Provide the count of lines that hold "this" and no other output.
===============
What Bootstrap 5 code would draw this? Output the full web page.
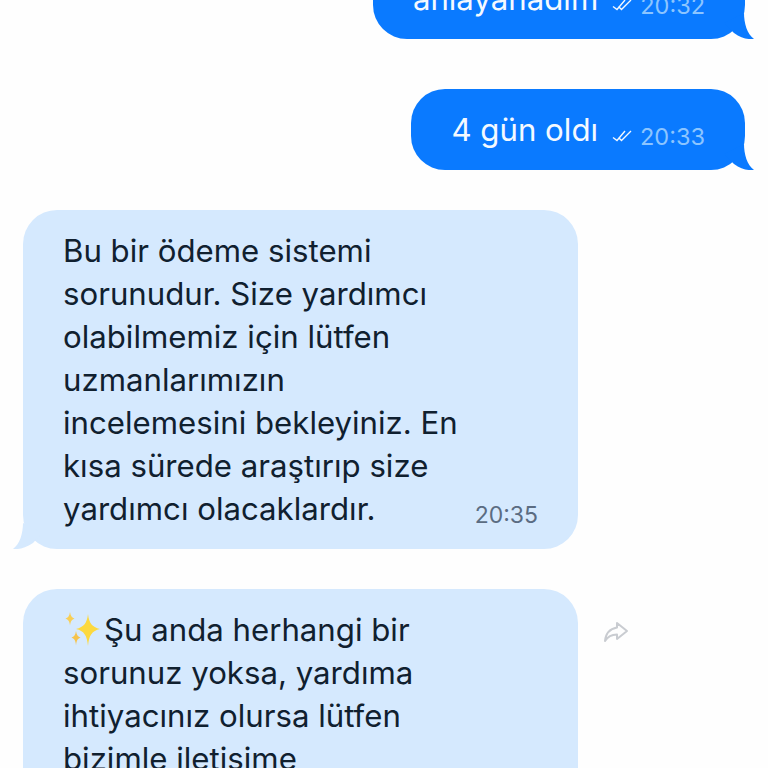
<!DOCTYPE html>
<html lang="tr">
<head>
    <meta charset="UTF-8">
    <meta name="viewport" content="width=device-width, initial-scale=1.0">
    <title>Sohbet</title>
    <link href="https://cdn.jsdelivr.net/npm/bootstrap@5.3.3/dist/css/bootstrap.min.css" rel="stylesheet">
    <style>
        html, body {
            height: 768px;
            overflow: hidden;
        }
        body {
            background-color: #fefefe;
            font-family: Inter, "Liberation Sans", sans-serif;
        }
        .chat-wrap {
            margin-top: -42px;
            padding: 0 23px;
            gap: 40px;
        }
        .chat-wrap > .chat-row + .chat-row.out-next {
            margin-top: 10px;
        }
        .bubble {
            position: relative;
            border-radius: 34px;
            font-size: 31.2px;
            line-height: 43px;
        }
        .bubble-out {
            background-color: #0a7aff;
            color: #f4f9ff;
            padding: 20px 40px 18px 40px;
            height: 81px;
        }
        .bubble-in {
            background-color: #d5e9fe;
            color: #10202f;
            width: 555px;
            padding: 20px 40px 18px 40px;
        }
        .tail {
            position: absolute;
            bottom: 0;
            width: 30px;
            height: 26px;
        }
        .tail-out {
            right: -9px;
        }
        .tail-in {
            left: -11px;
        }
        .time-out {
            color: #8cc5ff;
            font-size: 23.5px;
            line-height: 1;
            margin-top: 16px;
        }
        .time-in {
            color: #5b6c82;
            font-size: 23px;
            line-height: 1;
            position: absolute;
            right: 40px;
            bottom: 22px;
        }
        .ticks {
            width: 21px;
            height: 12px;
            margin: 21px 7px 0 14px;
        }
        .forward-icon {
            width: 26px;
            height: 22px;
            margin: 32px 0 0 25px;
        }
        .sparkle {
            width: 41px;
            height: 40px;
            vertical-align: -9px;
        }
        .tall-bubble {
            height: 240px;
        }
    </style>
</head>
<body>
    <div class="chat-wrap d-flex flex-column">
        <div class="chat-row d-flex justify-content-end">
            <div class="bubble bubble-out d-flex">
                <span>anlayanadım</span>
                <svg class="ticks" viewBox="0 0 21 12"><path d="M1 7.500L5 10.500 13 1M6.500 7.500L9.500 10.500 19 1" fill="none" stroke="#f4f9ff" stroke-width="1.400"/></svg>
                <span class="time-out">20:32</span>
                <svg class="tail tail-out" viewBox="0 0 30 26"><path d="M20 0C20 10 23 21 30 26 24 26.500 17 25.500 10 20L0 10z" fill="#0a7aff"/></svg>
            </div>
        </div>
        <div class="chat-row out-next d-flex justify-content-end">
            <div class="bubble bubble-out d-flex">
                <span>4 gün oldı</span>
                <svg class="ticks" viewBox="0 0 21 12"><path d="M1 7.500L5 10.500 13 1M6.500 7.500L9.500 10.500 19 1" fill="none" stroke="#f4f9ff" stroke-width="1.400"/></svg>
                <span class="time-out">20:33</span>
                <svg class="tail tail-out" viewBox="0 0 30 26"><path d="M20 0C20 10 23 21 30 26 24 26.500 17 25.500 10 20L0 10z" fill="#0a7aff"/></svg>
            </div>
        </div>
        <div class="chat-row d-flex">
            <div class="bubble bubble-in">
                Bu bir ödeme sistemi<br>
                sorunudur. Size yardımcı<br>
                olabilmemiz için lütfen<br>
                uzmanlarımızın<br>
                incelemesini bekleyiniz. En<br>
                kısa sürede araştırıp size<br>
                yardımcı olacaklardır.
                <span class="time-in">20:35</span>
                <svg class="tail tail-in" viewBox="0 0 30 26"><path d="M11 0C11 10 8 21 1 26 6 26.500 13 25.500 21 20L30 10z" fill="#d5e9fe"/></svg>
            </div>
        </div>
        <div class="chat-row d-flex align-items-start">
            <div class="bubble bubble-in tall-bubble">
                <svg class="sparkle" viewBox="0 0 41 40">
                    <path d="M25 4c1 9 4 13 12 15-8 2-11 6-12 17-1-11-4-15-12-17 8-2 11-6 12-15z" fill="#fcd93f"/>
                    <path d="M7 2c.5 4 2 5.500 4.500 6.500-2.500 1-4 2.500-4.500 7-.5-4.500-2-6-4.500-7 2.500-1 4-2.500 4.500-6.500z" fill="#f8cf55"/>
                    <path d="M13 21c.5 4 2 5.500 4.500 6.500-2.500 1-4 2.500-4.500 8-.5-5.500-2-7-4.500-8 2.500-1 4-2.500 4.500-6.500z" fill="#f6c34c"/>
                </svg>Şu anda herhangi bir<br>
                sorunuz yoksa, yardıma<br>
                ihtiyacınız olursa lütfen<br>
                bizimle iletişime
            </div>
            <svg class="forward-icon" viewBox="0 0 26 22"><path d="M14 2l10 8-10 8v-4.500C9 13.500 5 15 2 20c.5-6 4-12 12-13.500z" fill="none" stroke="#c9ccd1" stroke-width="2" stroke-linejoin="round"/></svg>
        </div>
    </div>
    <script src="https://cdn.jsdelivr.net/npm/bootstrap@5.3.3/dist/js/bootstrap.bundle.min.js"></script>
</body>
</html>
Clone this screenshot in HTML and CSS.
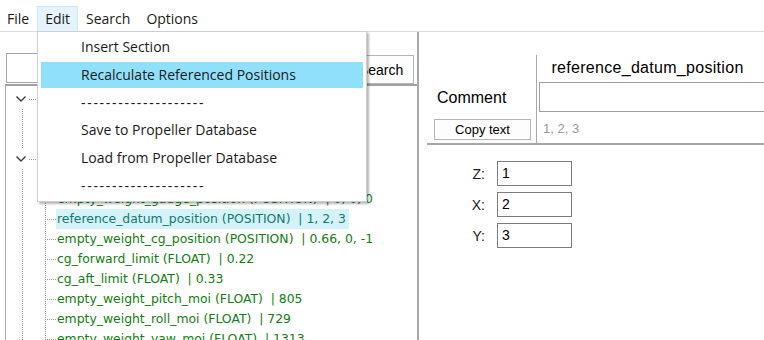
FILE: index.html
```html
<!DOCTYPE html>
<html>
<head>
<meta charset="utf-8">
<link rel="stylesheet" href="styles.css">
</head>
<body>
<div class="menubar">
  <span class="menu-item">File</span>
  <span class="menu-item active">Edit</span>
  <span class="menu-item">Search</span>
  <span class="menu-item">Options</span>
</div>
<div class="main">
  <div class="left">
    <div class="search-row">
      <div class="search-input"></div>
      <div class="btn search-btn">Search</div>
    </div>
    <div class="tree-box">
      <div class="roots">
        <div class="root">
          <div class="row root-row"><span class="chev"><svg width="10" height="6" viewBox="0 0 10 6"><polyline points="0.5,0.5 5,5 9.5,0.5" fill="none" stroke="#3c3c3c" stroke-width="1.4"/></svg></span><span class="conn conn-root"></span><span class="label">Aircraft (SECTION)</span></div>
          <div class="children">
            <div class="row"><span class="conn"></span><span class="label">name (STRING)  | C172</span></div>
            <div class="row"><span class="conn"></span><span class="label">version (INT)  | 1</span></div>
          </div>
        </div>
        <div class="root">
          <div class="row root-row"><span class="chev"><svg width="10" height="6" viewBox="0 0 10 6"><polyline points="0.5,0.5 5,5 9.5,0.5" fill="none" stroke="#3c3c3c" stroke-width="1.4"/></svg></span><span class="conn conn-root"></span><span class="label">Weight and Balance (SECTION)</span></div>
          <div class="children">
            <div class="row"><span class="conn"></span><span class="label">max_gross_weight (FLOAT)  | 2550</span></div>
            <div class="row"><span class="conn"></span><span class="label">empty_weight_gauge_position (POSITION)  | 0, 0, 0</span></div>
            <div class="row"><span class="conn"></span><span class="label selected">reference_datum_position (POSITION)  | 1, 2, 3</span></div>
            <div class="row"><span class="conn"></span><span class="label">empty_weight_cg_position (POSITION)  | 0.66, 0, -1</span></div>
            <div class="row"><span class="conn"></span><span class="label">cg_forward_limit (FLOAT)  | 0.22</span></div>
            <div class="row"><span class="conn"></span><span class="label">cg_aft_limit (FLOAT)  | 0.33</span></div>
            <div class="row"><span class="conn"></span><span class="label">empty_weight_pitch_moi (FLOAT)  | 805</span></div>
            <div class="row"><span class="conn"></span><span class="label">empty_weight_roll_moi (FLOAT)  | 729</span></div>
            <div class="row"><span class="conn"></span><span class="label">empty_weight_yaw_moi (FLOAT)  | 1313</span></div>
          </div>
        </div>
      </div>
    </div>
  </div>
  <div class="right">
    <div class="prop-table">
      <div class="cell c1"></div>
      <div class="cell c2 header">reference_datum_position</div>
      <div class="cell c1 comment-label">Comment</div>
      <div class="cell c2"><div class="comment-input"></div></div>
      <div class="cell c1"><div class="btn copy-btn">Copy text</div></div>
      <div class="cell c2 value-text">1, 2, 3</div>
    </div>
    <div class="coords">
      <div class="coord"><span class="coord-label">Z:</span><span class="coord-box">1</span></div>
      <div class="coord"><span class="coord-label">X:</span><span class="coord-box">2</span></div>
      <div class="coord"><span class="coord-label">Y:</span><span class="coord-box">3</span></div>
    </div>
  </div>
</div>
<div class="dropdown">
  <div class="dd-item">Insert Section</div>
  <div class="dd-item hl">Recalculate Referenced Positions</div>
  <div class="dd-item sep">--------------------</div>
  <div class="dd-item">Save to Propeller Database</div>
  <div class="dd-item">Load from Propeller Database</div>
  <div class="dd-item sep">--------------------</div>
</div>
</body>
</html>
```
FILE: styles.css
```css
* { box-sizing: border-box; }
html, body { margin: 0; padding: 0; }
body {
  width: 764px;
  height: 340px;
  overflow: hidden;
  background: #fff;
  position: relative;
  font-family: "Liberation Sans", Arial, sans-serif;
  color: #000;
}
.menubar {
  height: 32px;
  padding-top: 6px;
  border-bottom: 1px solid #dadada;
  display: flex;
  font-family: "Open Sans", "Noto Sans", sans-serif;
  font-size: 14px;
  color: #1a1a1a;
}
.menu-item {
  height: 25px;
  line-height: 23px;
  padding: 0 7px;
  border: 1px solid transparent;
  border-bottom: none;
}
.menu-item:first-child { padding-left: 6px; }
.menu-item.active {
  background: #e5f3ff;
  border-color: #cce8ff;
}
.main {
  display: flex;
  height: 308px;
}
.left {
  width: 417px;
  padding-top: 21px;
  display: flex;
  flex-direction: column;
}
.search-row {
  display: flex;
  align-items: flex-start;
  padding-left: 6px;
  height: 31px;
}
.search-input {
  width: 340px;
  height: 30px;
  border: 1px solid #a5a5a5;
  background: #fff;
}
.btn {
  background: #fdfdfd;
  border: 1px solid #b4b4b4;
  display: flex;
  align-items: center;
  justify-content: center;
  font-family: "Liberation Sans", Arial, sans-serif;
}
.search-btn {
  margin-left: 2px;
  margin-top: 2px;
  width: 66px;
  height: 29px;
  font-size: 14px;
}
.tree-box {
  margin-left: 5px;
  flex: 1;
  border-top: 2px solid #a0a0a0;
  border-left: 1px solid #a8a8a8;
  padding-top: 3px;
  font-family: "DejaVu Sans", Verdana, sans-serif;
  font-size: 12.4px;
  color: #0f800f;
}
.roots {
  background-image: linear-gradient(to bottom, #9a9a9a 50%, transparent 50%);
  background-size: 1px 2px;
  background-repeat: repeat-y;
  background-position: 16px 0;
}
.children {
  background-image: linear-gradient(to bottom, #9a9a9a 50%, transparent 50%);
  background-size: 1px 2px;
  background-repeat: repeat-y;
  background-position: 39px 0;
}
.row {
  height: 20px;
  display: flex;
  align-items: center;
  padding-left: 39px;
  white-space: pre;
}
.root-row { padding-left: 8px; }
.chev {
  width: 14px;
  height: 20px;
  background: #fff;
  display: flex;
  align-items: center;
  justify-content: center;
}
.conn {
  width: 11px;
  border-top: 1px dotted #9a9a9a;
}
.conn-root { width: 9px; margin-left: 1px; }
.label {
  padding: 2px 3px 2px 1px;
  line-height: 16px;
}
.root-row .label { padding-left: 2px; }
.label.selected {
  background: #d4f2f9;
  color: #107a6a;
  padding-right: 3px;
}
.right {
  flex: 1;
  border-left: 2px solid #a8a8a8;
  padding-left: 8px;
  padding-top: 23px;
  display: flex;
  flex-direction: column;
  overflow: hidden;
}
.prop-table {
  display: grid;
  grid-template-columns: 109px 1fr;
  grid-template-rows: 27px 30px 31px;
  border-bottom: 2px solid #a8a8a8;
  margin-right: -10px;
}
.cell { display: flex; align-items: center; }
.c2 { border-left: 1px solid #a8a8a8; }
.header {
  justify-content: center;
  font-size: 16px;
  letter-spacing: 0.3px;
  padding-right: 16px;
  padding-bottom: 2px;
}
.comment-label {
  font-size: 16px;
  padding-left: 10px;
  padding-top: 2px;
}
.comment-input {
  flex: 1;
  height: 30px;
  margin-left: 2px;
  border: 1px solid #a0a0a0;
  background: #fff;
}
.copy-btn {
  margin-left: 7px;
  margin-top: 4px;
  width: 97px;
  height: 21px;
  font-size: 13px;
}
.value-text {
  padding-left: 6px;
  padding-top: 2px;
  color: #9a9a9a;
  font-size: 13px;
}
.coords {
  display: flex;
  flex-direction: column;
  gap: 6px;
  margin-top: 16px;
  padding-left: 44px;
}
.coord {
  display: flex;
  align-items: center;
  height: 25px;
}
.coord-label {
  width: 14px;
  text-align: right;
  font-size: 14px;
  color: #202020;
}
.coord-box {
  margin-left: 12px;
  width: 75px;
  height: 25px;
  border: 1px solid #7d7d7d;
  font-size: 14px;
  padding-left: 4px;
  line-height: 22px;
}
.dropdown {
  position: absolute;
  left: 37px;
  top: 31px;
  width: 330px;
  height: 171px;
  background: #fff;
  border: 1px solid #cfcfcf;
  box-shadow: 2px 2px 2px rgba(0, 0, 0, 0.28);
  padding: 1px 3px 0 3px;
  font-family: "Open Sans", "Noto Sans", sans-serif;
  font-size: 14px;
  color: #1a1a1a;
}
.dd-item {
  height: 28px;
  line-height: 28px;
  padding-left: 40px;
  white-space: pre;
}
.dd-item.sep { height: 27px; line-height: 27px; letter-spacing: 1.7px; }
.dd-item.hl {
  background: #91e0fb;
  height: 26px;
  line-height: 26px;
  margin: 1px 0;
}
```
===============
Problem solution
2